Through their regular electricity provider, Rhoads said the family was averaging approximately $500 per month in electricity bills, as the property includes two houses and a barn. The cost of financing the panels is comparable to what they were paying each month for energy. He added that he hopes the new reverse metering system saves them money as well.

“If you produce more than what you’re using, it turns the meter backward, and whenever you need power, you’re still on the grid, so it turns the other way and you start buying power,” Rhoads said. “At the end, if you produced more than you’ve used, the electric company writes you a check.”

Rhoads said he wanted to share his family’s story in case other property owners are interested in pursuing solar energy on a smaller scale than the solar farm projects that typically get attention.

“We read a lot about the solar farms, but there are opportunities for individuals that don’t have the setup where they’re on a major grid to hook up to those,” Rhoads said.

For those who are concerned about the aesthetics of the panels, Rhoads said he feels the panels on the roof are hardly noticeable since “the roof is not very high pitched.”

“It’s not a monstrosity that you have to really pay attention to,” Rhoads said.

Rhoads also pointed out that the federal government offers a tax credit for homeowners switching to solar energy, to help offset some of the costs. According to the Internal Revenue Service, the credit is 26 percent through the end of 2020 and 22 percent in 2021.

“It makes it a little more affordable for people,” he said.

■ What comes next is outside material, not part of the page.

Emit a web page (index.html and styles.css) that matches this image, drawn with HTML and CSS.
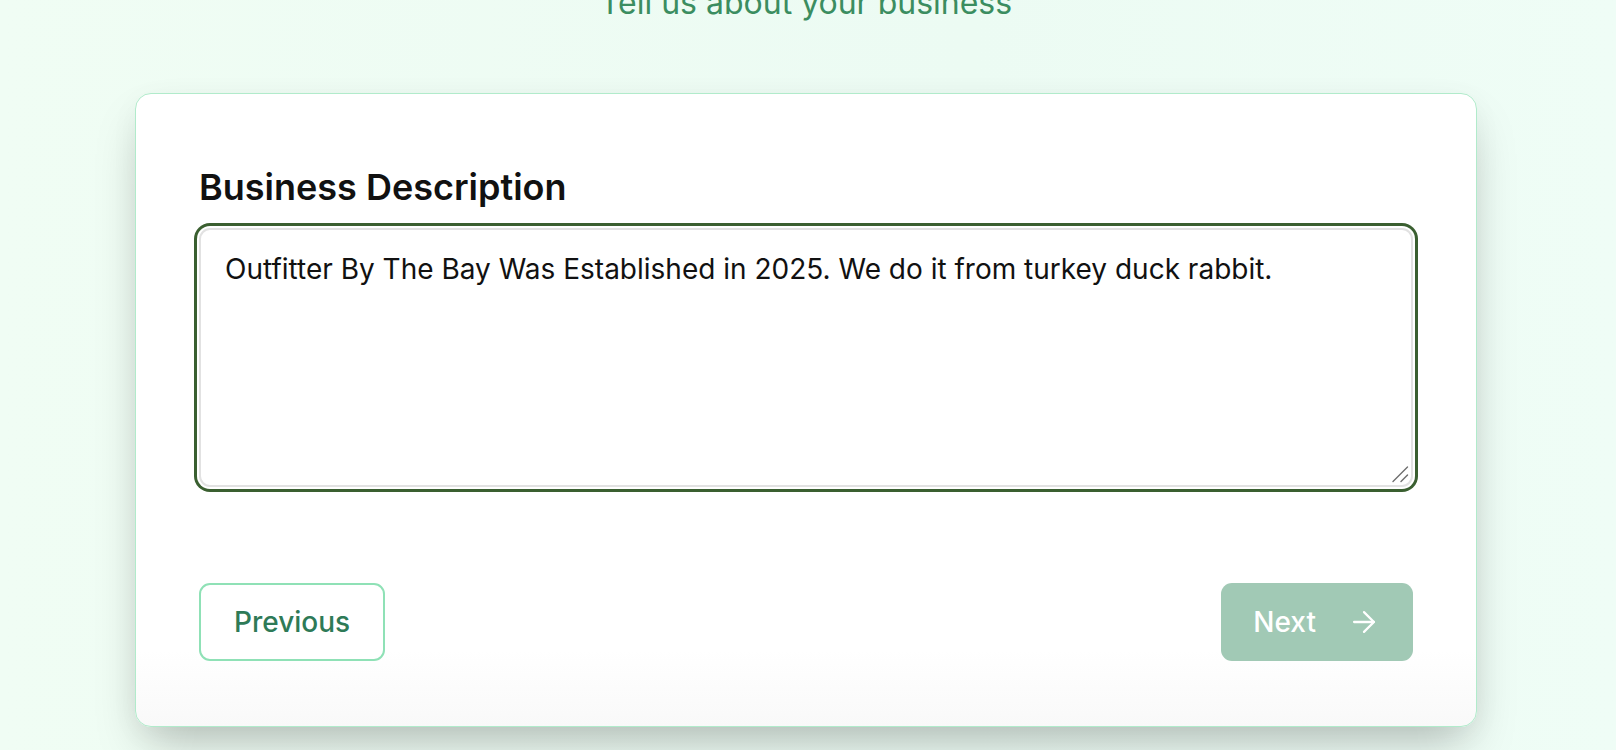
FILE: index.html
```html
<!DOCTYPE html>
<html lang="en">
<head>
<meta charset="utf-8">
<title>Business Description</title>
<link rel="stylesheet" href="styles.css">
</head>
<body>
<main class="page">
  <p class="subtitle">Tell us about your business</p>
  <section class="card">
    <label class="field-label" for="desc">Business Description</label>
    <div class="field">
      <textarea id="desc" class="textarea">Outfitter By The Bay Was Established in 2025. We do it from turkey duck rabbit.</textarea>
      <svg class="grip" viewBox="0 0 18 18" fill="none" stroke="#6f6f6f" stroke-width="1.4" stroke-linecap="round"><path d="M2 16.5 16.5 2"/><path d="M10 16.5 16.5 10"/></svg>
    </div>
    <div class="actions">
      <button class="btn btn-outline" type="button">Previous</button>
      <button class="btn btn-primary" type="button">
        <span>Next</span>
        <svg class="icon" viewBox="0 0 24 24" fill="none" stroke="currentColor" stroke-width="1.6" stroke-linecap="round" stroke-linejoin="round"><path d="M5 12h14"/><path d="m12 5 7 7-7 7"/></svg>
      </button>
    </div>
  </section>
</main>
</body>
</html>
```

FILE: styles.css
```css
* { box-sizing: border-box; }
html, body { margin: 0; padding: 0; }
body {
  width: 1616px;
  height: 750px;
  overflow: hidden;
  font-family: Inter, "Noto Sans", sans-serif;
  background: linear-gradient(90deg, #f0fdf4 0%, #ecfbf3 60%, #effdf6 100%);
}
.page {
  display: flex;
  flex-direction: column;
  padding-left: 135px;
  margin-top: -17px;
}
.subtitle {
  margin: 0;
  width: 1342px;
  text-align: center;
  font-size: 32px;
  line-height: 40px;
  color: #3b8d60;
}
.card {
  margin-top: 70px;
  width: 1342px;
  height: 634px;
  background: linear-gradient(180deg, #ffffff 88%, #f9f9f9 100%);
  border: 1px solid #b1ebcb;
  border-radius: 16px;
  padding: 73px 63px 65px 63px;
  display: flex;
  flex-direction: column;
  box-shadow: 0 25px 50px -12px rgba(0, 0, 0, 0.25), 0 8px 30px rgba(0, 0, 0, 0.04);
}
.field-label {
  display: block;
  font-size: 36px;
  line-height: 40px;
  font-weight: 600;
  color: #111111;
  margin-bottom: 21px;
}
.field {
  display: flex;
  position: relative;
}
.textarea {
  flex: 1;
  height: 259px;
  border: 2px solid #e2e2e2;
  border-radius: 11px;
  padding: 20px 24px 16px;
  font-family: Inter, "Noto Sans", sans-serif;
  font-size: 28px;
  line-height: 39px;
  color: #111111;
  background: #ffffff;
  resize: none;
  outline: none;
  box-shadow: 0 0 0 2px #ffffff, 0 0 0 5px #3a5f30;
}
.grip {
  position: absolute;
  right: 4px;
  bottom: 4px;
  width: 18px;
  height: 18px;
  pointer-events: none;
}
.actions {
  margin-top: 96px;
  display: flex;
  justify-content: space-between;
  align-items: center;
}
.btn {
  height: 78px;
  border-radius: 11px;
  font-family: Inter, "Noto Sans", sans-serif;
  font-size: 28px;
  font-weight: 500;
  display: flex;
  align-items: center;
  cursor: pointer;
}
.btn-outline {
  padding: 0 33px;
  background: #ffffff;
  border: 2px solid #8fe1b6;
  color: #2e7a57;
}
.btn-primary {
  padding: 0 32px;
  gap: 31px;
  background: #a1c9b5;
  border: none;
  color: #ffffff;
}
.icon { width: 34px; height: 34px; }
```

Between helping the environment and having the opportunity to potentially save money in the long term, Rhoads said they believe it’s a “win-win” for their farm.

“More people need to know about it,” Rhoads said. “The more properties that get on and produce solar energy, the fewer emissions there are in the air, and people can save some money. The cost of power keeps going up eight percent a year, so it won’t take long before you’ve doubled the cost of your power.”